**Given data:**
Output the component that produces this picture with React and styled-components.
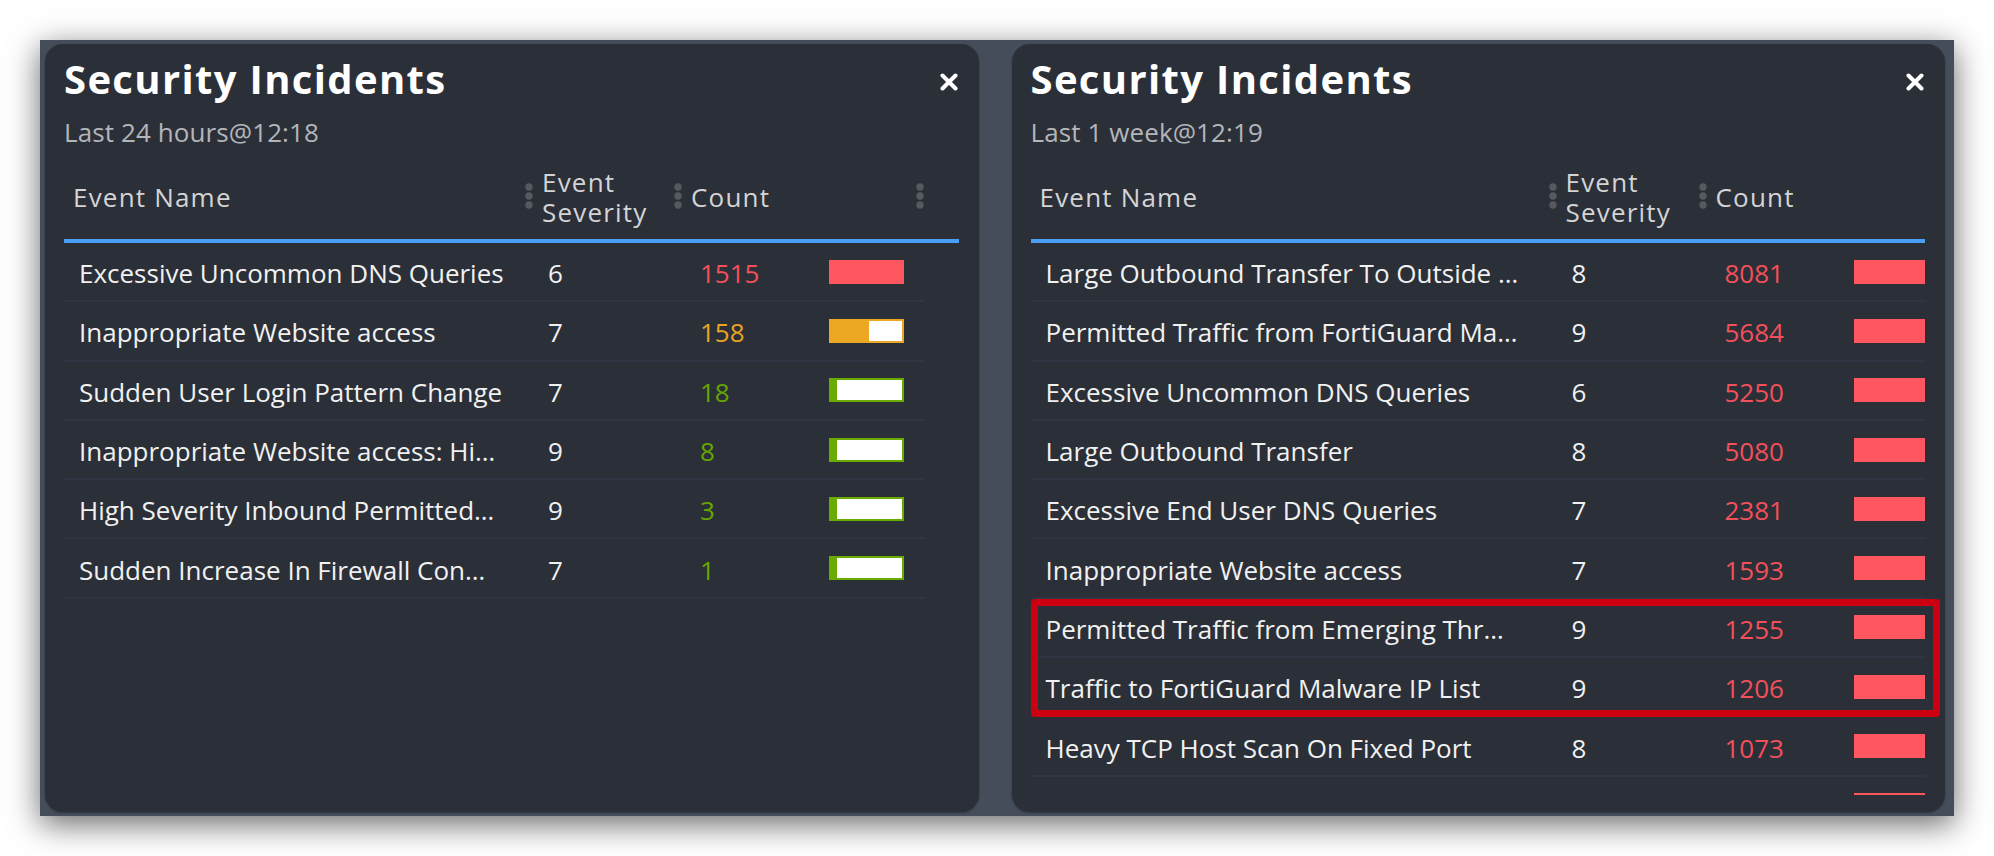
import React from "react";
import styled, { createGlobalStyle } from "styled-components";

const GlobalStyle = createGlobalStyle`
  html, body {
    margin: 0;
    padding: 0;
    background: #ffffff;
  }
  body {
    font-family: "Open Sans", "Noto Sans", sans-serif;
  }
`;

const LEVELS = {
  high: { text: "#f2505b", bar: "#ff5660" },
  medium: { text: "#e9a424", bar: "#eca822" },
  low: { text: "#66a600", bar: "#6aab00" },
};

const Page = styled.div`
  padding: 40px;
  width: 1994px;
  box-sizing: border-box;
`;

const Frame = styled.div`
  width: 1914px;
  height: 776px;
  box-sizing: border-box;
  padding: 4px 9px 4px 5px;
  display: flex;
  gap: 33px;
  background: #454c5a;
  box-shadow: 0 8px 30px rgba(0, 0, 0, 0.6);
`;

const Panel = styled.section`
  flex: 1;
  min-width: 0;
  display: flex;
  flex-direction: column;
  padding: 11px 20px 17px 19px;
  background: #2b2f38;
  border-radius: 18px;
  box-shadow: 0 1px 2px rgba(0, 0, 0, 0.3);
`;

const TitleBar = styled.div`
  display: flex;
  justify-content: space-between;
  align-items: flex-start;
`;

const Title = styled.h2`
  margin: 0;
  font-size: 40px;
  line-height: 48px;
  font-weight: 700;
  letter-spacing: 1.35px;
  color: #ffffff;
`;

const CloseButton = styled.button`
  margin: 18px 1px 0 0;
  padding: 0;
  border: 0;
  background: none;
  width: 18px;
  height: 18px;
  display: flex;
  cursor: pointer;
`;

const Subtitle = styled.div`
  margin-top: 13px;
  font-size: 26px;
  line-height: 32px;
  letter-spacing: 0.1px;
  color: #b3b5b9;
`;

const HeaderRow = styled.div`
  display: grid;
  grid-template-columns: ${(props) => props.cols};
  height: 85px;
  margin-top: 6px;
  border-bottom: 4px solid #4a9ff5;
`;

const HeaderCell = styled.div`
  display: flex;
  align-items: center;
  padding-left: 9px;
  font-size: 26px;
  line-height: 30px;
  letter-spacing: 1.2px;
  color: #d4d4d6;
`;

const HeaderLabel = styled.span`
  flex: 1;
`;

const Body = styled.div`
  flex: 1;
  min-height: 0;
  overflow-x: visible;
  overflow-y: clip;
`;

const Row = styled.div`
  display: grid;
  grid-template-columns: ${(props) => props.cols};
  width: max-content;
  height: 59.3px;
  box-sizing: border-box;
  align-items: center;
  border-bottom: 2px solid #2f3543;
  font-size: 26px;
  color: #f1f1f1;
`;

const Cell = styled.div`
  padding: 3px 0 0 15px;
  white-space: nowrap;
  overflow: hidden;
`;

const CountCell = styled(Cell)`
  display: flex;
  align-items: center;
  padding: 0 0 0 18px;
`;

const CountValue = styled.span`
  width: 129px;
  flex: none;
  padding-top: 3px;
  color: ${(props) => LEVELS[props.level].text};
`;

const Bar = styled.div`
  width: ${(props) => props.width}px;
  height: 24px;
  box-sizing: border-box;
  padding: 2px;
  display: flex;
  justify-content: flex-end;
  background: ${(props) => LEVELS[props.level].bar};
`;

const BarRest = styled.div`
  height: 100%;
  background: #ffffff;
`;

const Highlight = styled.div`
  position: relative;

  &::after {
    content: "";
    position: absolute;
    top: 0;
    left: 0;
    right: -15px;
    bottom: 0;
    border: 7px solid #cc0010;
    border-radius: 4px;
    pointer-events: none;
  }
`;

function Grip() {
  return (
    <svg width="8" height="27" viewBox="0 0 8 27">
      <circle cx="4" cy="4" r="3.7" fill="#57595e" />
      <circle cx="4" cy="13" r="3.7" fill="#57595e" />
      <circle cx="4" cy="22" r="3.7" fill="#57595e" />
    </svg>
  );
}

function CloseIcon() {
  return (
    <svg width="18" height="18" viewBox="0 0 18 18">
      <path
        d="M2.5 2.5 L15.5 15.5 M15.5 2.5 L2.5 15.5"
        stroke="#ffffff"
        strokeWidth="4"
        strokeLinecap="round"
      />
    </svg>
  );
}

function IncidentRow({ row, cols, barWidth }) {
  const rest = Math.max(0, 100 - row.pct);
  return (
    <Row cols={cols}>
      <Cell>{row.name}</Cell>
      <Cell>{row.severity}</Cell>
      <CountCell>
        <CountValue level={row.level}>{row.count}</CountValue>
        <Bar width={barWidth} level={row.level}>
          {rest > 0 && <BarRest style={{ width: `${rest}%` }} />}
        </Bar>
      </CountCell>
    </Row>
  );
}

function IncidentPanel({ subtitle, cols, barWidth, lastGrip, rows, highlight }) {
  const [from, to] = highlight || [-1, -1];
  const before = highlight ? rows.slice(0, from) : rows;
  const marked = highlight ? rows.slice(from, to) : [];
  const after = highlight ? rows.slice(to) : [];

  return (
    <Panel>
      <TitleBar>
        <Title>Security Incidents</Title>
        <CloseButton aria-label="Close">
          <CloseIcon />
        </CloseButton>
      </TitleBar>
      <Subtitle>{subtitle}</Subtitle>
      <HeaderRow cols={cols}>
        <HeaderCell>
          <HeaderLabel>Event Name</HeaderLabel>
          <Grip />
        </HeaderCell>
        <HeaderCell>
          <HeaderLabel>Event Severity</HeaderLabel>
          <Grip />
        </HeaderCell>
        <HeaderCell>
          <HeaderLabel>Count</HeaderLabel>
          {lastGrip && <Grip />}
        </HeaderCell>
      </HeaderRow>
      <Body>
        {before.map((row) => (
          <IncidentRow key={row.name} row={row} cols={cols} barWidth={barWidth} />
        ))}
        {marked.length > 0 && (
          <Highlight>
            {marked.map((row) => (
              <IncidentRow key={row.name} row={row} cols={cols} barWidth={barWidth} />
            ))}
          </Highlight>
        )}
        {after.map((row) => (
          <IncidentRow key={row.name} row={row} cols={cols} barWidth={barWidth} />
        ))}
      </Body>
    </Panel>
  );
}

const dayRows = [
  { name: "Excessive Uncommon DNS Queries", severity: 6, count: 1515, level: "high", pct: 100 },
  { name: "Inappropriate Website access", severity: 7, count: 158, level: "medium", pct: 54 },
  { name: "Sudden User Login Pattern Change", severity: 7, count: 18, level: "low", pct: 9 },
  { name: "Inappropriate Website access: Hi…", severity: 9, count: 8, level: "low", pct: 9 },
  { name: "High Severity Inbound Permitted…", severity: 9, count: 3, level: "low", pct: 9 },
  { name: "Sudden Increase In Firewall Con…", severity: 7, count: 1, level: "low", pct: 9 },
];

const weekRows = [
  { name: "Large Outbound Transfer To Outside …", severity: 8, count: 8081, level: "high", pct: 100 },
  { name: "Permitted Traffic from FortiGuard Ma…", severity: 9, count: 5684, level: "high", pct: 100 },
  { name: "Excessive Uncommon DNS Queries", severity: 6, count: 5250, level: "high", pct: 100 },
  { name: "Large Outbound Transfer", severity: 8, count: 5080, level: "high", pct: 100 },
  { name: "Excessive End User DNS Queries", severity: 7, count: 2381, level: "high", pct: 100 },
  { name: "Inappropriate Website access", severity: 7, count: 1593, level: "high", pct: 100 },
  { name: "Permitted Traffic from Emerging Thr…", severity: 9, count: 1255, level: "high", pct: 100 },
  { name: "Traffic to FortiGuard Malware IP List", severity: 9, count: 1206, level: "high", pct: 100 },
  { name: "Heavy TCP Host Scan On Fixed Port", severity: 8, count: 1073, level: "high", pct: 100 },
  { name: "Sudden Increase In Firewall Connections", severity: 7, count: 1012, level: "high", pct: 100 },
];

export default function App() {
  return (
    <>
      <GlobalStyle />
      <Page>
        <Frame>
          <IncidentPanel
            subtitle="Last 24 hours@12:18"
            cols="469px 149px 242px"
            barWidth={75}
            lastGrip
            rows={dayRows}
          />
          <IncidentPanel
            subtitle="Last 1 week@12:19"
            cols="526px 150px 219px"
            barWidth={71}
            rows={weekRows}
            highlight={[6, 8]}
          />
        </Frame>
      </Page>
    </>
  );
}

**Exercise task:** Copy out every line of the listing that contains the string "React".

**Problem solution:**
Output the component that produces this picture with React and styled-components.
import React from "react";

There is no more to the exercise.